The Bill suggests that realized exchange gains reported by financial institutions may be subject to tax at 50%. Further, the Bill provides for a retrospective application of the tax on exchange gains as the period covered, as specified in the Bill, is the financial year commencing 1 January 2023 to 31 December 2023, or any period within the financial year not aligned with the calendar year comprising twelve calendar months of the bank’s financial activity.
The Bill also stipulates that the banks must enter into a deferred payment agreement with the FIRS and complete the settlement of the tax payable on or before 31 December 2024. Failure to fully settle the tax payment by this date will attract penalty at 10%, interest at the Monetary Policy Rate (MPR), and imprisonment of the principal officers of the bank for a period not more than 3 years.
Experience from Around the World
United Kingdom
In 2022, the United Kingdom (UK) government introduced a windfall tax on the profits of major oil and gas companies. This measure was aimed at addressing the cost-of-living crisis exacerbated by rising energy prices.
The tax rate was 25% on the excess profits of energy companies, and the tax revenue was directed towards supporting vulnerable households through energy bill relief.

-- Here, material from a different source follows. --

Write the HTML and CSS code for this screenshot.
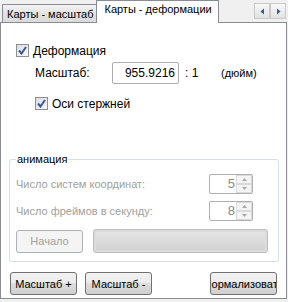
FILE: index.html
```html
<!DOCTYPE html>
<html lang="ru">
<head>
    <meta charset="UTF-8">
    <title>Карты - деформации</title>
    <link rel="stylesheet" href="styles.css">
</head>
<body>
    <div class="window">
        <div class="tab-strip">
            <div class="tab">Карты - масштаб</div>
            <div class="tab active">Карты - деформации</div>
            <div class="scroller">
                <span class="arrow"><svg width="7" height="7" viewBox="0 0 7 7"><path d="M5 0.5 L1.5 3.5 L5 6.5 Z" fill="#3c5a8c"/></svg></span>
                <span class="arrow"><svg width="7" height="7" viewBox="0 0 7 7"><path d="M2 0.5 L5.5 3.5 L2 6.5 Z" fill="#3c5a8c"/></svg></span>
            </div>
        </div>

        <div class="panel">
            <label class="check-row">
                <span class="box"><svg width="9" height="9" viewBox="0 0 9 9"><path d="M1 4.5 L3.5 7.5 L8 1" stroke="#3a55a0" stroke-width="2" fill="none"/></svg></span>
                Деформация
            </label>

            <div class="scale-row">
                <span class="scale-label">Масштаб:</span>
                <span class="field">955.9216</span>
                <span class="ratio">: 1</span>
                <span class="unit">(дюйм)</span>
            </div>

            <label class="check-row sub">
                <span class="box"><svg width="9" height="9" viewBox="0 0 9 9"><path d="M1 4.5 L3.5 7.5 L8 1" stroke="#3a55a0" stroke-width="2" fill="none"/></svg></span>
                Оси стержней
            </label>

            <fieldset class="group">
                <legend>анимация</legend>
                <div class="spin-row">
                    <span>Число систем координат:</span>
                    <span class="spin">
                        <span class="spin-value">5</span>
                        <span class="spin-buttons">
                            <span class="spin-btn"><svg width="5" height="3" viewBox="0 0 5 3"><path d="M0 3 L2.5 0 L5 3 Z" fill="#a8a8a8"/></svg></span>
                            <span class="spin-btn"><svg width="5" height="3" viewBox="0 0 5 3"><path d="M0 0 L2.5 3 L5 0 Z" fill="#a8a8a8"/></svg></span>
                        </span>
                    </span>
                </div>
                <div class="spin-row">
                    <span>Число фреймов в секунду:</span>
                    <span class="spin">
                        <span class="spin-value">8</span>
                        <span class="spin-buttons">
                            <span class="spin-btn"><svg width="5" height="3" viewBox="0 0 5 3"><path d="M0 3 L2.5 0 L5 3 Z" fill="#a8a8a8"/></svg></span>
                            <span class="spin-btn"><svg width="5" height="3" viewBox="0 0 5 3"><path d="M0 0 L2.5 3 L5 0 Z" fill="#a8a8a8"/></svg></span>
                        </span>
                    </span>
                </div>
                <div class="play-row">
                    <button class="btn disabled">Начало</button>
                    <div class="progress"></div>
                </div>
            </fieldset>

            <div class="bottom-row">
                <button class="btn">Масштаб +</button>
                <button class="btn">Масштаб -</button>
                <button class="btn clip"><span>Нормализовать</span></button>
            </div>
        </div>
    </div>
</body>
</html>
```

FILE: styles.css
```css
body {
    margin: 0;
    background: #f0f0f0;
    font-family: "Liberation Sans", Arial, sans-serif;
    font-size: 12px;
    color: #000;
}
.window {
    width: 287px;
    height: 299px;
    display: flex;
    flex-direction: column;
}
.tab-strip {
    height: 22px;
    display: flex;
    align-items: flex-end;
    padding-left: 2px;
    position: relative;
    z-index: 1;
    font-size: 11px;
}
.tab {
    height: 17px;
    line-height: 18px;
    padding: 0 3px 0 4px;
    border: 1px solid #898c95;
    border-bottom: none;
    background: linear-gradient(#f2f2f2, #e3e3e3 50%, #dadada);
    white-space: nowrap;
}
.tab.active {
    height: 22px;
    line-height: 17px;
    margin-left: -1px;
    padding: 0 6px 0 7px;
    background: #fff;
    margin-bottom: -1px;
}
.scroller {
    margin-left: auto;
    align-self: flex-start;
    margin-top: 3px;
    margin-right: 1px;
    display: flex;
}
.arrow {
    width: 14px;
    height: 14px;
    border: 1px solid #c9c9c9;
    background: linear-gradient(#f7f7f7, #e2e2e2);
    display: flex;
    align-items: center;
    justify-content: center;
}
.panel {
    flex: 1;
    background: #fff;
    border: 1px solid #898c95;
    padding: 21px 8px 0 15px;
    display: flex;
    flex-direction: column;
}
.check-row {
    display: flex;
    align-items: center;
    gap: 4px;
    height: 13px;
}
.check-row.sub {
    margin-top: 13px;
    margin-left: 19px;
}
.box {
    width: 11px;
    height: 11px;
    border: 1px solid #8e8f8f;
    background: linear-gradient(135deg, #dcdcdc, #fafafa);
    display: flex;
    align-items: center;
    justify-content: center;
}
.scale-row {
    display: flex;
    align-items: center;
    margin-top: 5px;
    margin-left: 19px;
    height: 22px;
}
.scale-label {
    width: 77px;
}
.field {
    width: 62px;
    height: 20px;
    line-height: 20px;
    border: 1px solid #abadb3;
    border-radius: 2px;
    text-align: right;
    padding-right: 3px;
}
.ratio {
    margin-left: 6px;
    width: 36px;
}
.unit {
    font-size: 11px;
}
.group {
    margin: 43px 0 0 -7px;
    width: 270px;
    padding: 9px 6px 0 6px;
    border: 1px solid #d5dfe5;
    border-radius: 3px;
    height: 109px;
    box-sizing: border-box;
}
.group legend {
    padding: 0 1px;
    font-size: 11px;
}
.spin-row {
    display: flex;
    justify-content: space-between;
    align-items: center;
    height: 20px;
    margin-bottom: 7px;
    color: #a0a0a0;
    padding-right: 19px;
    font-size: 11px;
}
.spin {
    width: 42px;
    height: 18px;
    border: 1px solid #afafaf;
    border-radius: 2px;
    display: flex;
}
.spin-value {
    flex: 1;
    text-align: right;
    padding-right: 1px;
    line-height: 18px;
    font-size: 13px;
    color: #8a8a8a;
}
.spin-buttons {
    width: 16px;
    display: flex;
    flex-direction: column;
}
.spin-btn {
    flex: 1;
    border: 1px solid #dadada;
    background: #f4f4f4;
    display: flex;
    align-items: center;
    justify-content: center;
}
.play-row {
    display: flex;
    gap: 10px;
    align-items: center;
    margin-top: 8px;
}
.btn {
    height: 23px;
    border: 1px solid #707070;
    border-radius: 3px;
    background: linear-gradient(#f2f2f2 0%, #ebebeb 45%, #dddddd 50%, #cfcfcf 100%);
    font-family: inherit;
    font-size: 11px;
    padding: 0;
    color: #000;
}
.btn.disabled {
    width: 67px;
    border-color: #adb2b5;
    background: #f4f4f4;
    color: #a0a0a0;
}
.progress {
    width: 175px;
    height: 24px;
    border: 1px solid #bcbcbc;
    border-radius: 3px;
    box-sizing: border-box;
    background: linear-gradient(#e6e6e6, #d0d0d0);
    box-shadow: inset 0 0 0 2px #dcdcdc;
}
.bottom-row {
    display: flex;
    gap: 8px;
    margin: 10px 0 0 -6px;
}
.bottom-row .btn {
    width: 67px;
}
.bottom-row .clip {
    margin-left: 50px;
    overflow: hidden;
    white-space: nowrap;
    display: flex;
    align-items: center;
    justify-content: center;
}
```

While the tax generated significant funds to assist those affected by high energy costs, it also sparked debates about its impact on future investments in the energy sector.
South Africa
In 2023, the South African government introduced a windfall tax on the mining sector to address the economic imbalances caused by soaring mineral prices and to channel additional resources into the national budget.
The windfall tax is set at 33% on profits exceeding a specific threshold defined by the government. The tax is currently proposed as a temporary measure, with regular reviews to assess its effectiveness and impact. However, there are concerns that the tax may influence global market dynamics and investor perceptions of South Africa’s mining sector.
Italy
Italy introduced a windfall tax in 2022 targeting companies in the energy sector due to extraordinary profits from soaring energy prices.
The tax rate was 33% on profits deemed excessive and the tax revenue was used to ease the economic burden on families and businesses. The tax has been effective in generating revenue for public support, but there have been concerns about its impact on the investment climate in the energy sector.
Practical Realities
The windfall tax can be a source of quick tax revenue for government during periods of economic downturn as seen in the UK and Italy. Notwithstanding, the Federal Government need to approach it with careful attention.
The Bill envisages the retrospective application of the windfall tax on exchange gains reported in 2023 financial year. This may result in several legal disputes between the banks and the FIRS. The National Tax Policy, 2017 explicitly provides that there should be no retroactive application of any tax laws. Also, the Federal High Court in a decided case - Accugas Ltd. vs. FIRS ruled that the provisions of the Finance Act 2019 cannot be applied retroactively to periods, transactions, activities, and income earned prior to the date the Act was enacted.
Recall that the banks have filed and paid income tax on the exchange gains at 30% when completing their annual income tax returns for 2023 financial year. If the Bill is passed into law as it is, the banks would have to account for additional 20% of their realized exchange gain as windfall tax. This would create unanticipated cashflow impact and result in higher effective tax rates for the banks.
Conclusion
Government around the world has continued to leverage windfall tax to address unexpected profits and fund public initiatives. While windfall taxes promotes economic fairness, contributes to government revenue and helps to regulates extreme market fluctuations, it does have significant negative consequences.
It may discourage future investment, may be perceived as unfair and result to unintended economic consequences. Worse-still is the fact that the government intends to apply the tax retrospectively. The government may need to revisit this proposal and consider a more proactive approach.